Written task: Every record that follows must be duplicated exactly, with images left out.

[Entries with page source code]

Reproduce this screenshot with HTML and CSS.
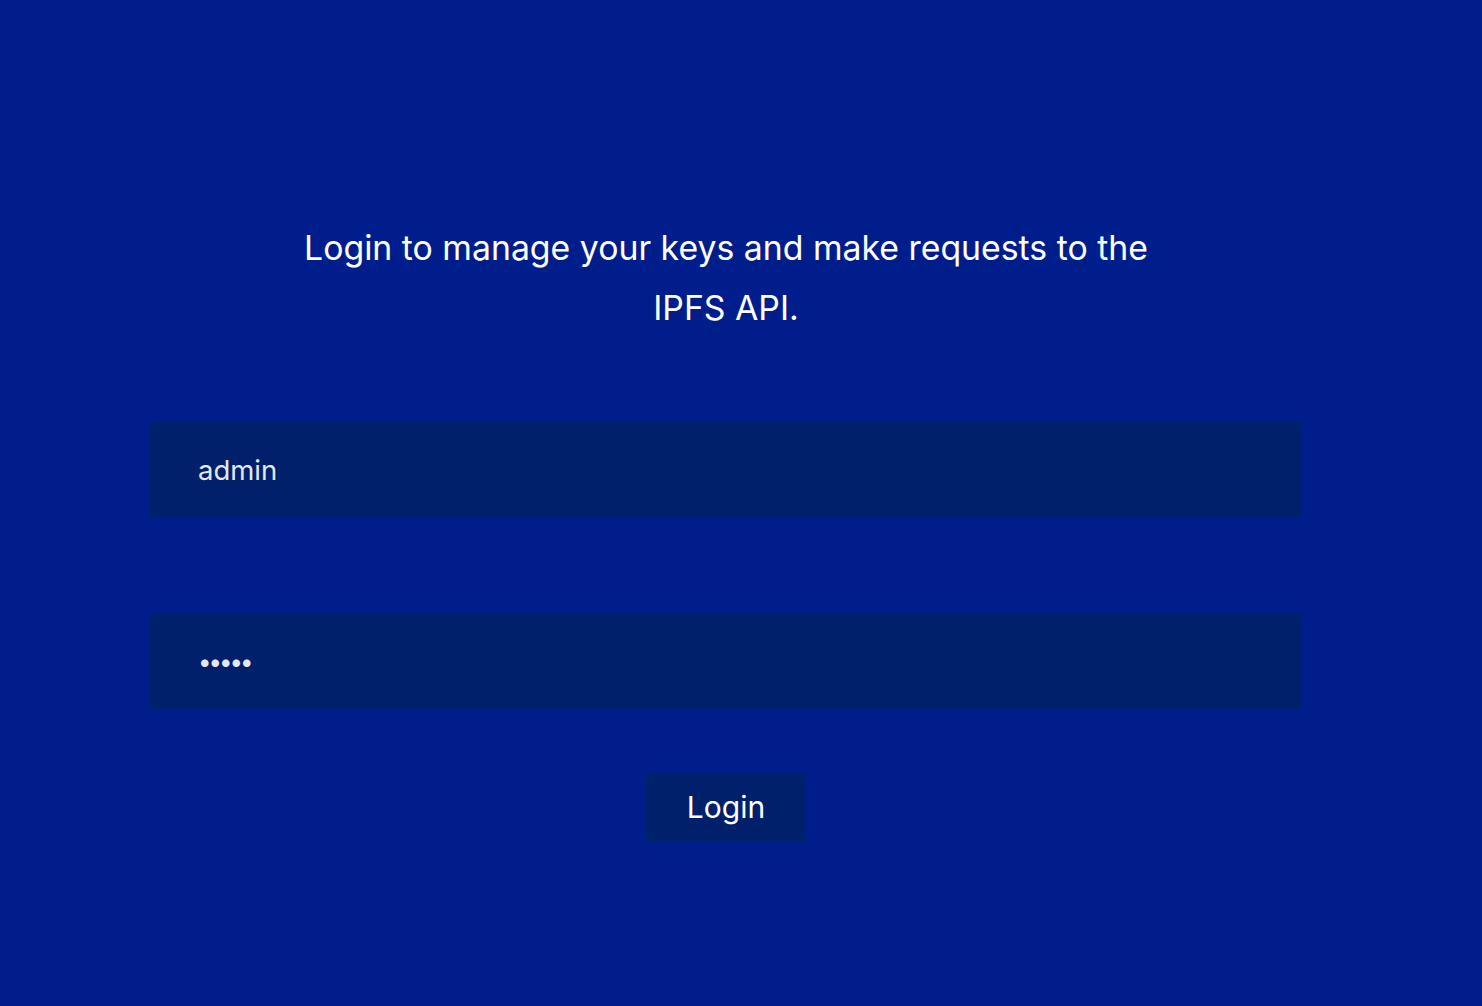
FILE: index.html
```html
<!DOCTYPE html>
<html lang="en">
<head>
<meta charset="utf-8">
<title>Login</title>
<link rel="stylesheet" href="styles.css">
</head>
<body>
<main class="page">
  <form class="login">
    <p class="intro">Login to manage your keys and make requests to the IPFS API.</p>
    <input class="field field-user" type="text" value="admin">
    <input class="field field-pass" type="password" value="admin">
    <button class="btn" type="button">Login</button>
  </form>
</main>
</body>
</html>
```

FILE: styles.css
```css
html, body {
  margin: 0;
  padding: 0;
  height: 100%;
  background: #001e8b;
}
body {
  font-family: Inter, "Noto Sans", sans-serif;
  color: #ffffff;
}
.page {
  width: 1452px;
  padding-top: 218px;
}
.login {
  display: flex;
  flex-direction: column;
  align-items: center;
  margin: 0 150px;
}
.intro {
  margin: 0;
  width: 900px;
  text-align: center;
  font-size: 33.8px;
  line-height: 60px;
  font-weight: 400;
}
.field {
  box-sizing: border-box;
  width: 100%;
  height: 96px;
  border: none;
  border-radius: 4px;
  background: #00206b;
  color: #e3e7f0;
  font-family: Inter, "Noto Sans", sans-serif;
  font-size: 27.5px;
  padding: 0 48px;
  outline: none;
}
.field-user {
  margin-top: 84px;
}
.field-pass {
  margin-top: 95px;
  font-size: 24px;
  letter-spacing: -3px;
}
.btn {
  margin-top: 64px;
  width: 160px;
  height: 68px;
  border: none;
  border-radius: 0;
  background: #00206b;
  color: #ffffff;
  font-family: Inter, "Noto Sans", sans-serif;
  font-size: 30px;
  padding: 0;
}
```
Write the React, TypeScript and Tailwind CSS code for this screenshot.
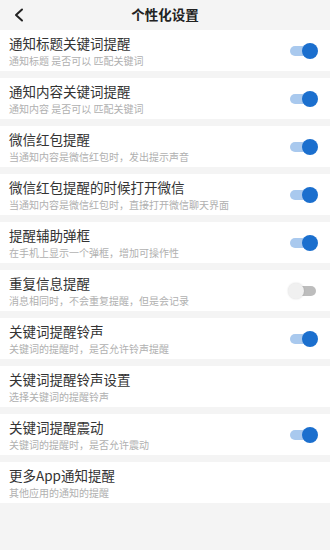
import React from "react";

const items: { title: string; sub: string; toggle: "on" | "off" | "none" }[] = [
  { title: "通知标题关键词提醒", sub: "通知标题 是否可以 匹配关键词", toggle: "on" },
  { title: "通知内容关键词提醒", sub: "通知内容 是否可以 匹配关键词", toggle: "on" },
  { title: "微信红包提醒", sub: "当通知内容是微信红包时，发出提示声音", toggle: "on" },
  { title: "微信红包提醒的时候打开微信", sub: "当通知内容是微信红包时，直接打开微信聊天界面", toggle: "on" },
  { title: "提醒辅助弹框", sub: "在手机上显示一个弹框，增加可操作性", toggle: "on" },
  { title: "重复信息提醒", sub: "消息相同时，不会重复提醒，但是会记录", toggle: "off" },
  { title: "关键词提醒铃声", sub: "关键词的提醒时，是否允许铃声提醒", toggle: "on" },
  { title: "关键词提醒铃声设置", sub: "选择关键词的提醒铃声", toggle: "none" },
  { title: "关键词提醒震动", sub: "关键词的提醒时，是否允许震动", toggle: "on" },
  { title: "更多App通知提醒", sub: "其他应用的通知的提醒", toggle: "none" },
];

function Toggle({ on }: { on: boolean }) {
  return on ? (
    <div className="relative w-[30px] h-[16px] flex items-center">
      <div className="w-[26px] h-[10px] rounded-full bg-[#a9c9ee] ml-[2px]" />
      <div className="absolute right-0 top-0 w-[16px] h-[16px] rounded-full bg-[#1b6fce]" />
    </div>
  ) : (
    <div className="relative w-[30px] h-[16px] flex items-center">
      <div className="w-[26px] h-[10px] rounded-full bg-[#bdbdbd] ml-[2px]" />
      <div className="absolute left-0 top-0 w-[16px] h-[16px] rounded-full bg-[#f0f0f0] shadow-[0_0_2px_rgba(0,0,0,0.15)]" />
    </div>
  );
}

export default function App() {
  return (
    <div
      className="w-[330px] h-[550px] bg-[#f4f4f4] flex flex-col overflow-hidden"
      style={{ fontFamily: '"Noto Sans CJK SC", "Noto Sans", sans-serif' }}
    >
      <div className="h-[30px] shrink-0 relative flex items-center justify-center">
        <svg className="absolute left-[13px] top-[8px]" width="12" height="14" viewBox="0 0 12 14">
          <path d="M9 1.5 L3 7 L9 12.5" fill="none" stroke="#222" strokeWidth="2" strokeLinecap="round" strokeLinejoin="round" />
        </svg>
        <span className="text-[13.5px] font-bold text-[#222] leading-none">个性化设置</span>
      </div>
      <div className="flex flex-col gap-[7px]">
        {items.map((it) => (
          <div key={it.title} className="h-[41px] bg-white flex items-center pl-[9px] pr-[12px]">
            <div className="flex-1 flex flex-col pt-[1px]">
              <div className="text-[13.5px] leading-[17px] text-[#333]">{it.title}</div>
              <div className="text-[10px] leading-[14px] text-[#b0b0b0] mt-[2px]">{it.sub}</div>
            </div>
            {it.toggle !== "none" && <Toggle on={it.toggle === "on"} />}
          </div>
        ))}
      </div>
    </div>
  );
}
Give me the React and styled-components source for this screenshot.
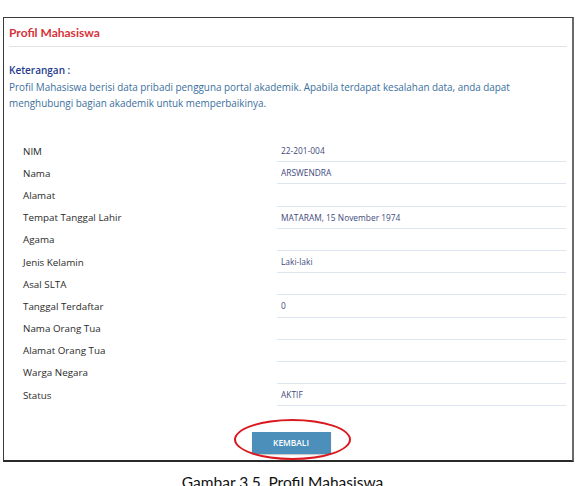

Output:
Reproduce this screenshot with HTML and CSS.
FILE: index.html
```html
<!DOCTYPE html>
<html lang="en">
<head>
<meta charset="utf-8">
<title>Login</title>
<link rel="stylesheet" href="styles.css">
</head>
<body>
<main class="page">
  <form class="login">
    <p class="intro">Login to manage your keys and make requests to the IPFS API.</p>
    <input class="field field-user" type="text" value="admin">
    <input class="field field-pass" type="password" value="admin">
    <button class="btn" type="button">Login</button>
  </form>
</main>
</body>
</html>
```

FILE: styles.css
```css
html, body {
  margin: 0;
  padding: 0;
  height: 100%;
  background: #001e8b;
}
body {
  font-family: Inter, "Noto Sans", sans-serif;
  color: #ffffff;
}
.page {
  width: 1452px;
  padding-top: 218px;
}
.login {
  display: flex;
  flex-direction: column;
  align-items: center;
  margin: 0 150px;
}
.intro {
  margin: 0;
  width: 900px;
  text-align: center;
  font-size: 33.8px;
  line-height: 60px;
  font-weight: 400;
}
.field {
  box-sizing: border-box;
  width: 100%;
  height: 96px;
  border: none;
  border-radius: 4px;
  background: #00206b;
  color: #e3e7f0;
  font-family: Inter, "Noto Sans", sans-serif;
  font-size: 27.5px;
  padding: 0 48px;
  outline: none;
}
.field-user {
  margin-top: 84px;
}
.field-pass {
  margin-top: 95px;
  font-size: 24px;
  letter-spacing: -3px;
}
.btn {
  margin-top: 64px;
  width: 160px;
  height: 68px;
  border: none;
  border-radius: 0;
  background: #00206b;
  color: #ffffff;
  font-family: Inter, "Noto Sans", sans-serif;
  font-size: 30px;
  padding: 0;
}
```
Write the React, TypeScript and Tailwind CSS code for this screenshot.
import React from "react";

const items: { title: string; sub: string; toggle: "on" | "off" | "none" }[] = [
  { title: "通知标题关键词提醒", sub: "通知标题 是否可以 匹配关键词", toggle: "on" },
  { title: "通知内容关键词提醒", sub: "通知内容 是否可以 匹配关键词", toggle: "on" },
  { title: "微信红包提醒", sub: "当通知内容是微信红包时，发出提示声音", toggle: "on" },
  { title: "微信红包提醒的时候打开微信", sub: "当通知内容是微信红包时，直接打开微信聊天界面", toggle: "on" },
  { title: "提醒辅助弹框", sub: "在手机上显示一个弹框，增加可操作性", toggle: "on" },
  { title: "重复信息提醒", sub: "消息相同时，不会重复提醒，但是会记录", toggle: "off" },
  { title: "关键词提醒铃声", sub: "关键词的提醒时，是否允许铃声提醒", toggle: "on" },
  { title: "关键词提醒铃声设置", sub: "选择关键词的提醒铃声", toggle: "none" },
  { title: "关键词提醒震动", sub: "关键词的提醒时，是否允许震动", toggle: "on" },
  { title: "更多App通知提醒", sub: "其他应用的通知的提醒", toggle: "none" },
];

function Toggle({ on }: { on: boolean }) {
  return on ? (
    <div className="relative w-[30px] h-[16px] flex items-center">
      <div className="w-[26px] h-[10px] rounded-full bg-[#a9c9ee] ml-[2px]" />
      <div className="absolute right-0 top-0 w-[16px] h-[16px] rounded-full bg-[#1b6fce]" />
    </div>
  ) : (
    <div className="relative w-[30px] h-[16px] flex items-center">
      <div className="w-[26px] h-[10px] rounded-full bg-[#bdbdbd] ml-[2px]" />
      <div className="absolute left-0 top-0 w-[16px] h-[16px] rounded-full bg-[#f0f0f0] shadow-[0_0_2px_rgba(0,0,0,0.15)]" />
    </div>
  );
}

export default function App() {
  return (
    <div
      className="w-[330px] h-[550px] bg-[#f4f4f4] flex flex-col overflow-hidden"
      style={{ fontFamily: '"Noto Sans CJK SC", "Noto Sans", sans-serif' }}
    >
      <div className="h-[30px] shrink-0 relative flex items-center justify-center">
        <svg className="absolute left-[13px] top-[8px]" width="12" height="14" viewBox="0 0 12 14">
          <path d="M9 1.5 L3 7 L9 12.5" fill="none" stroke="#222" strokeWidth="2" strokeLinecap="round" strokeLinejoin="round" />
        </svg>
        <span className="text-[13.5px] font-bold text-[#222] leading-none">个性化设置</span>
      </div>
      <div className="flex flex-col gap-[7px]">
        {items.map((it) => (
          <div key={it.title} className="h-[41px] bg-white flex items-center pl-[9px] pr-[12px]">
            <div className="flex-1 flex flex-col pt-[1px]">
              <div className="text-[13.5px] leading-[17px] text-[#333]">{it.title}</div>
              <div className="text-[10px] leading-[14px] text-[#b0b0b0] mt-[2px]">{it.sub}</div>
            </div>
            {it.toggle !== "none" && <Toggle on={it.toggle === "on"} />}
          </div>
        ))}
      </div>
    </div>
  );
}
Give me the React and styled-components source for this screenshot.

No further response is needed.